Exercise instructions: Output the material below unchanged, apart from leaving out the pictures.

——

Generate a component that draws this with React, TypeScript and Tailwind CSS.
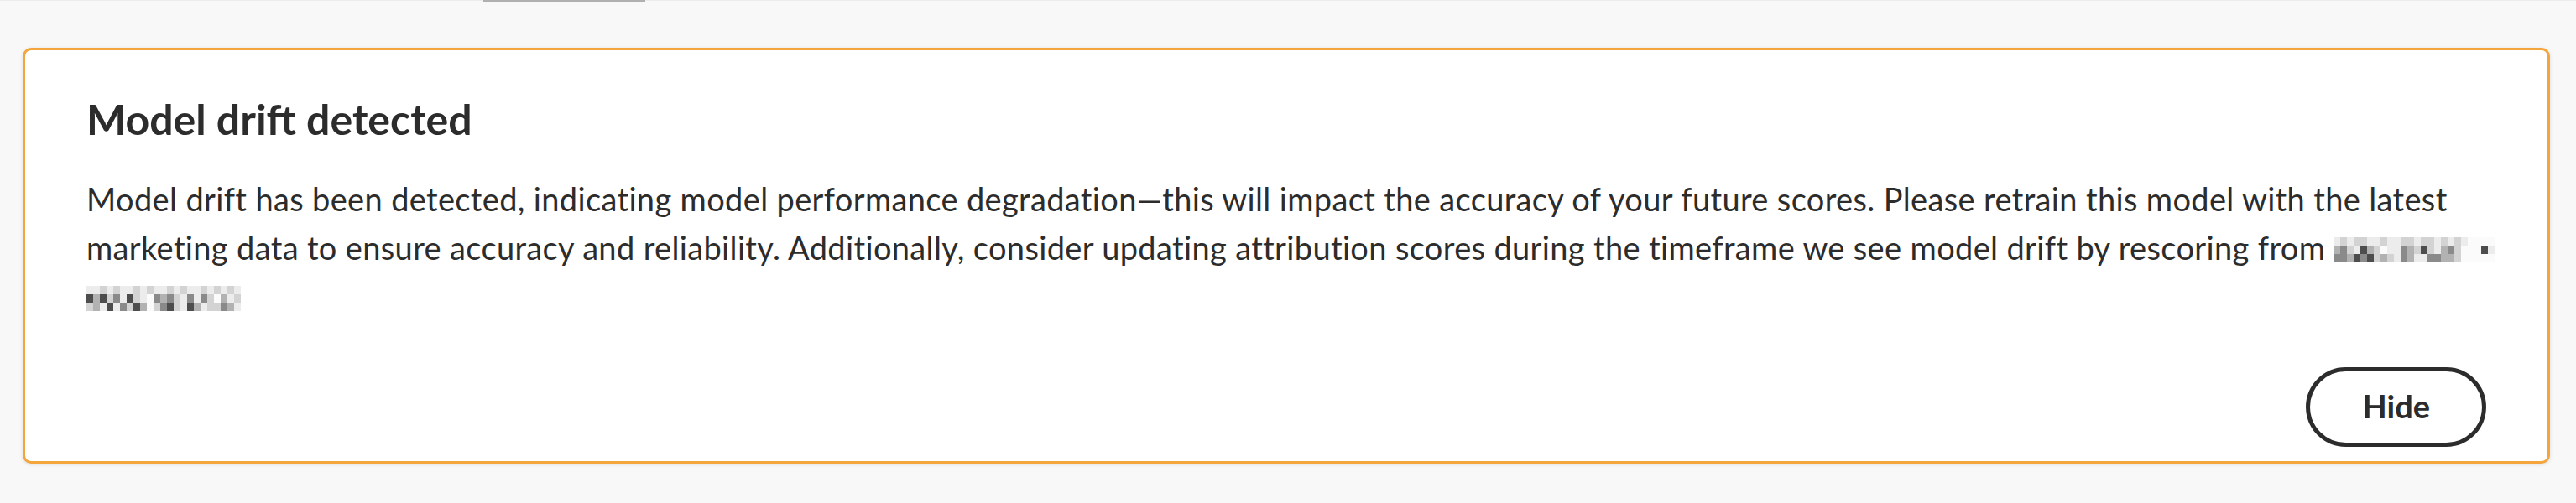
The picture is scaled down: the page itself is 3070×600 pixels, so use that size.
import React from "react";

// grey shades used by the redacted (pixelated) dates
const shades = [
  "bg-[#fbfbfb]",
  "bg-[#ececec]",
  "bg-[#d3d3d3]",
  "bg-[#b2b2b2]",
  "bg-[#8a8a8a]",
  "bg-[#4d4d4d]",
];

const Mosaic = ({ rows }: { rows: string[] }) => (
  <span className="inline-flex flex-col align-top mt-[17px]">
    {rows.map((row, r) => (
      <span key={r} className="flex">
        {row.split("").map((c, i) => (
          <span key={i} className={`block w-[8px] h-[10px] ${shades[Number(c)]}`} />
        ))}
      </span>
    ))}
  </span>
);

const dateA = [
  "121221121122122121210000",
  "342153201143252134200051",
  "443545232143114433200000",
];

const dateB = [
  "11212112121121211212121",
  "53524152104342141420312",
  "23151425302452153122431",
];

export default function App() {
  return (
    <div className="w-full h-[600px] bg-[#f8f8f8] font-['Lato','Liberation_Sans',sans-serif] overflow-hidden">
      <div className="h-[2px] border-t border-[#ececec] flex">
        <div className="ml-[576px] w-[193px] h-[2px] -mt-px bg-[#b0b0b0]" />
      </div>

      <div className="mt-[55px] ml-[27px] mr-[31px] bg-white border-[3px] border-[#f4a53c] rounded-[10px] shadow-[0_1px_4px_rgba(0,0,0,0.12)] pt-[49px] px-[73px] pb-[17px]">
        <h2 className="text-[50px] leading-[66px] font-bold text-[#2c2c2c]">
          Model drift detected
        </h2>

        <p className="mt-[33px] text-[38px] leading-[58px] tracking-[0.35px] text-[#2c2c2c] whitespace-nowrap">
          Model drift has been detected, indicating model performance degradation—this will impact the accuracy of your
          future scores. Please retrain this model with the latest
          <br />
          marketing data to ensure accuracy and reliability. Additionally, consider updating attribution scores during
          the timeframe we see model drift by rescoring from <Mosaic rows={dateA} />
          <br />
          <Mosaic rows={dateB} />
        </p>

        <div className="mt-[56px] flex justify-end">
          <button className="h-[95px] px-[62px] pb-[4px] rounded-full border-[5px] border-[#2c2c2c] bg-white text-[38px] font-bold text-[#2c2c2c] leading-none">
            Hide
          </button>
        </div>
      </div>
    </div>
  );
}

——

Full output:
Generate a component that draws this with React, TypeScript and Tailwind CSS.
The picture is scaled down: the page itself is 3070×600 pixels, so use that size.
import React from "react";

// grey shades used by the redacted (pixelated) dates
const shades = [
  "bg-[#fbfbfb]",
  "bg-[#ececec]",
  "bg-[#d3d3d3]",
  "bg-[#b2b2b2]",
  "bg-[#8a8a8a]",
  "bg-[#4d4d4d]",
];

const Mosaic = ({ rows }: { rows: string[] }) => (
  <span className="inline-flex flex-col align-top mt-[17px]">
    {rows.map((row, r) => (
      <span key={r} className="flex">
        {row.split("").map((c, i) => (
          <span key={i} className={`block w-[8px] h-[10px] ${shades[Number(c)]}`} />
        ))}
      </span>
    ))}
  </span>
);

const dateA = [
  "121221121122122121210000",
  "342153201143252134200051",
  "443545232143114433200000",
];

const dateB = [
  "11212112121121211212121",
  "53524152104342141420312",
  "23151425302452153122431",
];

export default function App() {
  return (
    <div className="w-full h-[600px] bg-[#f8f8f8] font-['Lato','Liberation_Sans',sans-serif] overflow-hidden">
      <div className="h-[2px] border-t border-[#ececec] flex">
        <div className="ml-[576px] w-[193px] h-[2px] -mt-px bg-[#b0b0b0]" />
      </div>

      <div className="mt-[55px] ml-[27px] mr-[31px] bg-white border-[3px] border-[#f4a53c] rounded-[10px] shadow-[0_1px_4px_rgba(0,0,0,0.12)] pt-[49px] px-[73px] pb-[17px]">
        <h2 className="text-[50px] leading-[66px] font-bold text-[#2c2c2c]">
          Model drift detected
        </h2>

        <p className="mt-[33px] text-[38px] leading-[58px] tracking-[0.35px] text-[#2c2c2c] whitespace-nowrap">
          Model drift has been detected, indicating model performance degradation—this will impact the accuracy of your
          future scores. Please retrain this model with the latest
          <br />
          marketing data to ensure accuracy and reliability. Additionally, consider updating attribution scores during
          the timeframe we see model drift by rescoring from <Mosaic rows={dateA} />
          <br />
          <Mosaic rows={dateB} />
        </p>

        <div className="mt-[56px] flex justify-end">
          <button className="h-[95px] px-[62px] pb-[4px] rounded-full border-[5px] border-[#2c2c2c] bg-white text-[38px] font-bold text-[#2c2c2c] leading-none">
            Hide
          </button>
        </div>
      </div>
    </div>
  );
}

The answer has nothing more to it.